The growth runs somewhat counter to the golf industry's current woes. Membership at golf and country clubs nationwide is down and golf course home developments, once a pillar of the industry, have struggled.

That slowdown eventually hit the golf cart industry and by extension, Stenten's business, which provides a slew of parts for carts, from wire beverage baskets to double-hinged windshields. The company sells products to golf cart dealers and manufacturers, not courses. “I had some dealers who said they were down as much as 75%,” in 2009 and 2010, says Stenten.

But Stenten, 76, fought the downturn with firepower.

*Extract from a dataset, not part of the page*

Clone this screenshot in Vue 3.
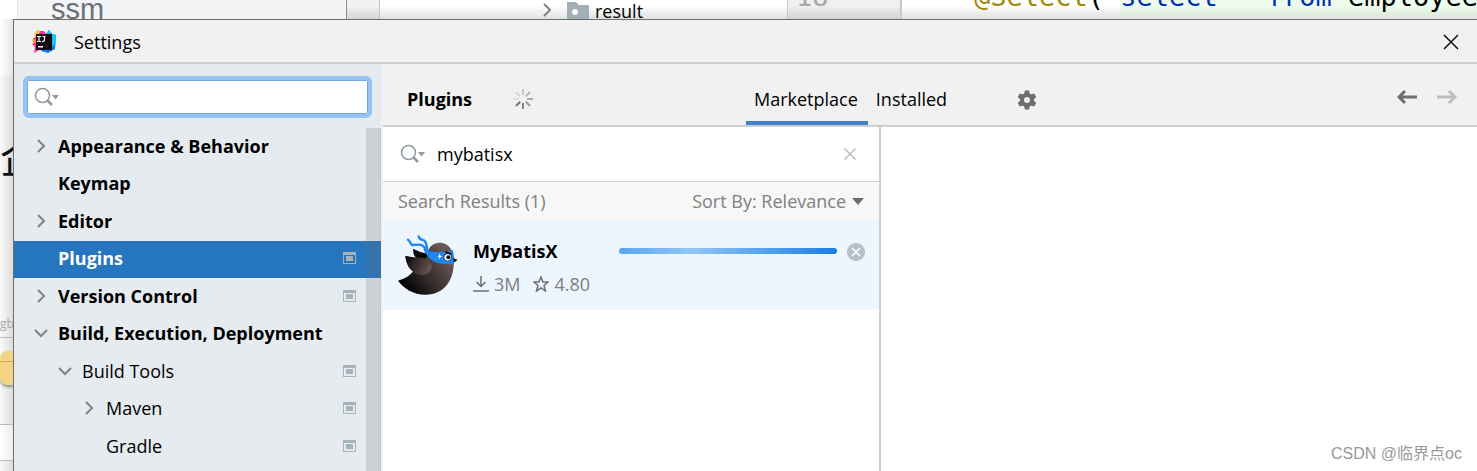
<template>
  <div class="desktop">
    <div class="back-top">
      <div class="bt-edge"></div>
      <div class="bt-project">ssm</div>
      <div class="bt-side"></div>
      <div class="bt-tree">
        <svg class="chev" viewBox="0 0 14 16"><path d="M4 2l6 6-6 6" /></svg>
        <svg class="folder" viewBox="0 0 22 18">
          <path d="M0 1h9l3 3h10v14H0z" fill="#a3afb7" />
          <circle cx="8" cy="11" r="3" fill="#fff" />
        </svg>
        <span>result</span>
      </div>
      <div class="bt-gutter">18</div>
      <div class="bt-code">
        <span class="anno">@Select</span><span>(</span><span class="quote">"</span>
        <span class="sql"><b>select * from</b> employee</span>
      </div>
    </div>

    <div class="back-left">
      <div class="bl-top"></div>
      <div class="bl-title">企</div>
      <div class="bl-name">gb</div>
      <div class="bl-tag"><i></i></div>
      <div class="bl-foot"></div>
    </div>

    <div class="dialog">
      <header class="titlebar">
        <svg class="logo" viewBox="0 0 24 24">
          <path d="M2 4L5 0l7 2-3 11-9-3 3-3z" fill="#fcc34b" />
          <path d="M8 1l4 0 3 4-6 14-7 4 1-6-3-3 3-2-2-4 5-1z" fill="#ff318c" />
          <path d="M0 11l4-2v5z" fill="#ff8a2b" />
          <path d="M14 4l3-4 3 4 4 1-1 14-7 4-7-2 3-9z" fill="#087cfa" />
          <path d="M14 4l3-4 3 4 4 1v7l-4 5-6-9z" fill="#18c5f5" />
          <path d="M4 4h16v16H4z" fill="#120b10" />
          <path d="M5 6.500h4M7 6v5M5 11.500h4M10.500 6.500h3M12.500 6v4q0 1.500-2.500 1.500" fill="none" stroke="#fff" stroke-width="1.200" />
          <path d="M6 16h5v1.500H6z" fill="#fff" />
        </svg>
        <span class="title">Settings</span>
        <button type="button" class="icon-btn close" aria-label="Close">
          <svg width="16" height="16" viewBox="0 0 16 16"><path d="M1 1l14 14M15 1L1 15" fill="none" stroke="#111" stroke-width="1.500" /></svg>
        </button>
      </header>

      <div class="content">
        <aside class="sidebar">
          <div class="search-wrap">
            <label class="search-box" for="settings-search">
              <svg class="magnifier" viewBox="0 0 26 20">
                <circle cx="8.500" cy="8.500" r="7" /><path d="M13 13l5 5" class="handle" />
                <path d="M18 8h7l-3.500 4.500z" class="arrow" />
              </svg>
              <input id="settings-search" v-model="settingsQuery" type="text" aria-label="Search settings" />
            </label>
          </div>
          <nav class="tree">
            <a
              v-for="item in items"
              :key="item.label"
              href="#"
              class="node"
              :class="['level-' + item.level, { selected: item.label === selected }]"
              @click.prevent="selected = item.label"
            >
              <span class="toggle">
                <svg v-if="item.state" class="chev" :class="item.state" viewBox="0 0 14 16"><path d="M4 2l6 6-6 6" /></svg>
              </span>
              <span class="node-label">{{ item.label }}</span>
              <svg v-if="item.project" class="project-mark" viewBox="0 0 13 12">
                <path d="M0 0h13v12H0zM1 3v8h11V3z" fill-rule="evenodd" />
                <path d="M3 4h7v5H3z" />
              </svg>
            </a>
            <div class="scrollbar"></div>
          </nav>
        </aside>

        <main class="main">
          <div class="toolbar">
            <h1>
              Plugins
              <svg class="spinner" viewBox="0 0 20 20">
                <path
                  v-for="(opacity, i) in spokes"
                  :key="i"
                  d="M10 0v6"
                  :opacity="opacity"
                  :transform="`rotate(${i * 45} 10 10)`"
                />
              </svg>
            </h1>
            <button
              v-for="name in tabs"
              :key="name"
              type="button"
              class="tab"
              :class="{ active: tab === name }"
              @click="tab = name"
            >{{ name }}</button>
            <button type="button" class="icon-btn gear" aria-label="Plugin settings">
              <svg width="20" height="20" viewBox="0 0 20 20">
                <g fill="#6e6e6e">
                  <path v-for="n in 3" :key="n" d="M8 0.500h4l1 4H7zM7 15.500h6l-1 4H8z" :transform="`rotate(${n * 60} 10 10)`" />
                </g>
                <circle cx="10" cy="10" r="5" fill="none" stroke="#6e6e6e" stroke-width="4" />
              </svg>
            </button>
            <div class="history">
              <button type="button" class="icon-btn" aria-label="Back">
                <svg width="20" height="16" viewBox="0 0 20 16"><path d="M20 8H2M8 2L2 8l6 6" fill="none" stroke="#6e6e6e" stroke-width="3" /></svg>
              </button>
              <button type="button" class="icon-btn" aria-label="Forward" disabled>
                <svg width="20" height="16" viewBox="0 0 20 16"><path d="M0 8h18M12 2l6 6-6 6" fill="none" stroke="#bdbdbd" stroke-width="3" /></svg>
              </button>
            </div>
          </div>

          <div class="panes">
            <section class="results">
              <div class="plugin-search">
                <svg class="magnifier" viewBox="0 0 26 20">
                  <circle cx="8.500" cy="8.500" r="7" /><path d="M13 13l5 5" class="handle" />
                  <path d="M18 8h7l-3.500 4.500z" class="arrow" />
                </svg>
                <input v-model="pluginQuery" type="text" aria-label="Search plugins" />
                <button type="button" class="icon-btn" aria-label="Clear" @click="pluginQuery = ''">
                  <svg width="12" height="12" viewBox="0 0 12 12"><path d="M0.500 0.500l11 11M11.500 0.500l-11 11" fill="none" stroke="#b8bec2" stroke-width="1.500" /></svg>
                </button>
              </div>
              <div class="results-head">
                <span>Search Results (1)</span>
                <button type="button" class="sort">
                  Sort By: Relevance
                  <svg width="12" height="7" viewBox="0 0 12 7"><path d="M0 0h12L6 7z" fill="#6e6e6e" /></svg>
                </button>
              </div>
              <article class="plugin">
                <svg class="bird" viewBox="24 30 180 180">
                  <defs>
                    <linearGradient id="body" gradientUnits="userSpaceOnUse" x1="50" y1="190" x2="175" y2="90">
                      <stop offset="0" stop-color="#000" />
                      <stop offset="0.400" stop-color="#332a2a" />
                      <stop offset="1" stop-color="#6b5856" />
                    </linearGradient>
                    <linearGradient id="wing" gradientUnits="userSpaceOnUse" x1="50" y1="95" x2="125" y2="130">
                      <stop offset="0" stop-color="#0c090a" />
                      <stop offset="1" stop-color="#6b5856" />
                    </linearGradient>
                  </defs>
                  <path d="M118 70C132 46 184 42 191 98C196 160 166 209 108 209C68 209 42 190 24 167C44 162 60 152 70 139C54 127 48 112 46 93L78 99Q68 88 70 72Q88 84 112 84Z" fill="url(#body)" />
                  <path d="M70 72Q70 88 78 97L104 102 116 90Q90 82 70 72Z" fill="#080606" />
                  <path d="M46 93C82 101 110 92 123 115C132 136 112 150 96 150C66 148 50 126 46 93Z" fill="url(#wing)" />
                  <path d="M100 70Q116 82 142 82Q168 82 188 75Q194 96 191 117Q152 120 130 108Q108 96 100 70Z" fill="#1e88f0" />
                  <path d="M108 80C104 54 82 58 70 60C60 62 64 50 54 44M114 80C108 62 112 58 104 48C98 42 90 48 86 34" fill="none" stroke="#1e88f0" stroke-width="7" stroke-linecap="round" />
                  <circle cx="173" cy="96" r="12" fill="#111" />
                  <circle cx="173" cy="97" r="10" fill="#fff" />
                  <circle cx="175" cy="97" r="6" fill="#111" />
                  <path d="M165 80l20 7" stroke="#111" stroke-width="4" />
                  <path d="M149 84l2 8 7 2-7 2-2 8-2-8-6-2 6-2z" fill="#fff" />
                  <path d="M190 99l13 6-12 8z" fill="#111" />
                </svg>
                <div class="plugin-info">
                  <h2>MyBatisX</h2>
                  <p class="stats">
                    <svg width="16" height="16" viewBox="0 0 16 16"><path d="M8 0v10M3.500 6l4.500 4.500L12.500 6M0 15h16" /></svg>
                    <span class="downloads">3M</span>
                    <svg width="16" height="16" viewBox="0 0 16 16"><path d="M8 1l2 5h5l-4 3.500 1.500 5.500L8 12l-4.500 3L5 9.500 1 6h5z" /></svg>
                    <span>4.80</span>
                  </p>
                </div>
                <div class="progress" role="progressbar" aria-label="Installing MyBatisX"></div>
                <button type="button" class="icon-btn cancel" aria-label="Cancel">
                  <svg width="18" height="18" viewBox="0 0 18 18">
                    <circle cx="9" cy="9" r="9" fill="#b4bfc7" />
                    <path d="M5 5l8 8M13 5l-8 8" stroke="#fff" stroke-width="1.500" />
                  </svg>
                </button>
              </article>
            </section>
            <section class="details"></section>
          </div>
        </main>
      </div>
    </div>

    <div class="watermark">CSDN @临界点oc</div>
  </div>
</template>

<script setup>
import { ref } from 'vue'

const settingsQuery = ref('')
const pluginQuery = ref('mybatisx')
const selected = ref('Plugins')
const tab = ref('Marketplace')
const tabs = ['Marketplace', 'Installed']

// starts at the top spoke, clockwise
const spokes = [0.35, 0.45, 0.55, 0.7, 0.85, 1, 0.12, 0.2]

const items = [
  { label: 'Appearance & Behavior', level: 0, state: 'closed' },
  { label: 'Keymap', level: 0 },
  { label: 'Editor', level: 0, state: 'closed' },
  { label: 'Plugins', level: 0, project: true },
  { label: 'Version Control', level: 0, state: 'closed', project: true },
  { label: 'Build, Execution, Deployment', level: 0, state: 'open' },
  { label: 'Build Tools', level: 1, state: 'open', project: true },
  { label: 'Maven', level: 2, state: 'closed', project: true },
  { label: 'Gradle', level: 2, project: true },
]
</script>

<style>
body {
  margin: 0;
  background: #fff;
}
</style>

<style scoped>
* {
  box-sizing: border-box;
}
.desktop {
  position: relative;
  display: grid;
  grid-template-columns: 13px minmax(0, 1fr);
  grid-template-rows: 19px minmax(0, 1fr);
  height: 100vh;
  overflow: hidden;
  font-family: 'Open Sans', 'Noto Sans CJK SC', sans-serif;
  font-size: 18px;
  line-height: 24px;
  color: #000;
}
button,
input {
  font: inherit;
  color: inherit;
  border: none;
  background: none;
  padding: 0;
}
button {
  cursor: pointer;
}
input {
  min-width: 0;
  flex: 1;
  outline: none;
}
svg {
  display: block;
  flex: none;
}

/* windows behind the dialog */
.back-top {
  grid-column: 1 / -1;
  display: flex;
  overflow: hidden;
  background: #fff;
}
.back-top > div {
  flex: none;
  display: flex;
  overflow: hidden;
  background-image: linear-gradient(rgba(0, 0, 0, 0) 30%, rgba(0, 0, 0, 0.12));
}
.back-top .bt-edge {
  width: 17px;
  background-image: none;
}
.back-top .bt-project {
  width: 330px;
  padding-left: 33px;
  align-items: flex-end;
  background-color: #f3f4f6;
  background-image: none;
  border-left: 1px solid #e2e3e5;
  border-right: 1px solid #8e8e8e;
  font-family: 'Liberation Sans', sans-serif;
  font-size: 29px;
  line-height: 20px;
  color: #6b7076;
}
.bt-side {
  width: 33px;
  background-color: #f2f2f2;
  border-right: 1px solid #c4c4c4;
}
.bt-tree {
  width: 407px;
  padding-left: 160px;
  align-items: flex-end;
}
.bt-tree .chev {
  margin-bottom: 1px;
}
.folder {
  width: 22px;
  height: 18px;
  margin: 0 6px 0 13px;
}
.bt-tree span {
  line-height: 16px;
}
.bt-gutter {
  width: 115px;
  padding: 0 0 9px 8px;
  align-items: flex-end;
  background-color: #f0f0f0;
  border-left: 1px solid #c9c9c9;
  border-right: 2px solid #c9c9c9;
  font-family: 'DejaVu Sans Mono', monospace;
  font-size: 27px;
  line-height: 27px;
  color: #a8a8a8;
}
.back-top .bt-code {
  flex: 1;
  padding-left: 72px;
  align-items: flex-end;
  font-family: 'DejaVu Sans Mono', monospace;
  font-size: 27px;
  line-height: 27px;
  white-space: pre;
}
.bt-code span {
  padding-bottom: 9px;
}
.anno {
  color: #9e880d;
}
.quote,
.sql b {
  color: #0033b3;
  font-weight: 400;
}
.bt-code .sql {
  flex: 1;
  margin-bottom: 3px;
  padding-bottom: 6px;
  background: linear-gradient(#edfcec 70%, #dcebdb);
}
.back-left {
  display: flex;
  flex-direction: column;
  overflow: hidden;
  background: linear-gradient(90deg, #fafafa, #dcdcdc);
}
.bl-top {
  height: 57px;
  flex: none;
  background: linear-gradient(90deg, #fff, #e6e6e6);
}
.bl-title {
  height: 220px;
  flex: none;
  padding-top: 58px;
  font-size: 40px;
  line-height: 48px;
  color: #111;
}
.bl-name {
  height: 42px;
  flex: none;
  padding-top: 20px;
  border-bottom: 1px solid #bbb;
  font-size: 12px;
  line-height: 16px;
  color: #aaa;
}
.bl-tag {
  height: 87px;
  flex: none;
  padding-top: 13px;
  border-bottom: 1px solid #bbb;
}
.bl-tag i {
  display: block;
  height: 34px;
  border-radius: 8px 0 0 8px;
  background: linear-gradient(#f5d384 30%, #c9ab67 30%, #c9ab67 33%, #f5d384 33%);
  box-shadow: 0 2px 3px rgba(0, 0, 0, 0.4);
}
.bl-foot {
  height: 36px;
  flex: none;
  background: linear-gradient(90deg, #fff, #ececec);
  border-bottom: 1px solid #bbb;
}

/* settings dialog */
.dialog {
  display: flex;
  flex-direction: column;
  min-width: 0;
  background: #f1f1f1;
  border-top: 1px solid #6e6e6e;
  border-left: 1px solid #6e6e6e;
}
.titlebar {
  height: 44px;
  flex: none;
  display: flex;
  align-items: center;
  padding: 1px 18px 0;
  border-bottom: 2px solid #cfcfcf;
}
.logo {
  width: 24px;
  height: 24px;
  margin-right: 18px;
}
.close {
  margin-left: auto;
}
.content {
  flex: 1;
  display: flex;
  min-height: 0;
}
.sidebar {
  width: 367px;
  flex: none;
  display: flex;
  flex-direction: column;
  background: #e5ebef;
}
.search-wrap {
  padding: 12px 9px 10px;
}
.search-box {
  height: 42px;
  display: flex;
  align-items: center;
  padding: 0 7px;
  background: #fff;
  border: 4px solid #97c3f3;
  border-radius: 6px;
  box-shadow: inset 0 0 0 1px #7aa7da;
}
.magnifier {
  width: 26px;
  height: 20px;
}
.magnifier circle,
.magnifier .handle {
  fill: none;
  stroke: #8f999f;
  stroke-width: 1.5;
}
.magnifier .handle {
  stroke-width: 2.5;
}
.magnifier .arrow {
  fill: #8f999f;
}
.tree {
  position: relative;
  flex: 1;
  min-height: 0;
  display: grid;
  grid-auto-rows: 38px 37px;
  overflow: hidden;
}
.node {
  display: flex;
  align-items: center;
  padding: 0 25px 3px 20px;
  color: #000;
  text-decoration: none;
}
.level-0 {
  font-weight: 700;
}
.level-1 {
  padding-left: 44px;
}
.level-2 {
  padding-left: 68px;
}
.node.selected {
  background: #2675bf;
  color: #fff;
}
.toggle {
  width: 24px;
  flex: none;
}
.chev {
  width: 14px;
  height: 16px;
  fill: none;
  stroke: #7f8386;
  stroke-width: 2;
}
.chev.open {
  transform: rotate(90deg);
}
.node-label {
  flex: 1;
}
.project-mark {
  width: 13px;
  height: 12px;
  fill: #a6b3bb;
}
.scrollbar {
  position: absolute;
  top: 0;
  right: 0;
  bottom: 0;
  width: 15px;
  background: rgba(110, 110, 110, 0.2);
  border-right: 1px solid rgba(110, 110, 110, 0.1);
}

/* plugins page */
.main {
  flex: 1;
  min-width: 0;
  display: flex;
  flex-direction: column;
  padding-left: 2px;
}
.toolbar {
  height: 63px;
  flex: none;
  display: flex;
  align-items: stretch;
  padding-right: 20px;
  border-bottom: 2px solid #cfcfcf;
}
h1 {
  width: 363px;
  display: flex;
  align-items: center;
  gap: 41px;
  margin: 0;
  padding: 8px 0 0 24px;
  font-size: 18px;
  line-height: 24px;
}
.spinner {
  width: 20px;
  height: 20px;
  fill: none;
  stroke: #6f7486;
  stroke-width: 2;
}
.tab {
  padding: 12px 10px 0 8px;
  border-bottom: 4px solid transparent;
}
.tab.active {
  border-bottom-color: #4083c9;
}
.gear {
  margin: 10px 0 0 60px;
}
.history {
  display: flex;
  gap: 20px;
  margin-left: auto;
  padding-top: 4px;
}
.panes {
  flex: 1;
  display: flex;
  min-height: 0;
}
.results {
  width: 498px;
  flex: none;
  background: #fff;
  border-right: 2px solid #cfcfcf;
}
.plugin-search {
  height: 55px;
  display: flex;
  align-items: center;
  gap: 11px;
  padding: 0 23px 1px 17px;
  border-bottom: 1px solid #cfcfcf;
}
.results-head {
  height: 38px;
  display: flex;
  align-items: center;
  justify-content: space-between;
  padding: 0 15px;
  background: #f7f7f7;
  color: #808080;
}
.sort {
  display: flex;
  align-items: center;
  gap: 6px;
}
.plugin {
  height: 90px;
  display: flex;
  align-items: flex-start;
  padding: 15px 14px 0 15px;
  background: #edf5ff;
}
.bird {
  width: 60px;
  height: 60px;
}
.plugin-info {
  width: 146px;
  margin-left: 15px;
}
h2 {
  margin: 4px 0 9px;
  font-size: 18px;
  line-height: 24px;
}
.stats {
  display: flex;
  align-items: center;
  gap: 5px;
  margin: 0;
  color: #808080;
}
.stats svg {
  fill: none;
  stroke: #6e6e6e;
  stroke-width: 1.5;
}
.downloads {
  margin-right: 8px;
}
.progress {
  flex: 1;
  height: 6px;
  margin: 13px 10px 0 0;
  border-radius: 3px;
  background: linear-gradient(90deg, #5ba6ef, #92c6f5 33%, #1c7de6);
}
.cancel {
  margin-top: 8px;
}
.details {
  flex: 1;
  background: #fff;
}
.watermark {
  position: absolute;
  right: 15px;
  bottom: 5px;
  font-family: 'Liberation Sans', 'Noto Sans CJK SC', sans-serif;
  font-size: 16px;
  color: #999;
}
</style>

For one, she expanded the company's product line. It added items such as overhead radios and dashboards. “Before we had 10 things to sell you,” says Stenten. “Now we have 100 things to sell you.”

Stenten then began to seek clients globally, in places like Australia, Singapore and Spain. She also increased the marketing budget. The company updated its glossy catalog, which cost $50,000, and has booked double-page ads in industry trade magazines.

One downside to the growth, says Stenten, is the extra expenses have squeezed profits.

Of course, thinner margins are better than the fate suffered by other companies in the industry. A few competitors and vendors have gone out of business entirely, Stenten says, while some of the firm's clients are delinquent on bills.

Stenten has actually earmarked $25,000 every quarter for the past year to cover clients' unpaid debt. “And it's getting worse than that,” adds Stenten.

Those kinds of rough times are reminiscent of the early years of Stenten's Golf Cart Accessories. Stenten founded the company after a golf cart firm she worked for closed. She thought she could fill a need for other companies that didn't have access to accessories.

Stenten grew mostly by learning on the job. A one-time real estate broker, she says the key to the company's growth has been top-line customer service.

“It sounds so Pollyannaish,” says Stenten, “but if you treat people the way you want to be treated, you will always have a large customer base.”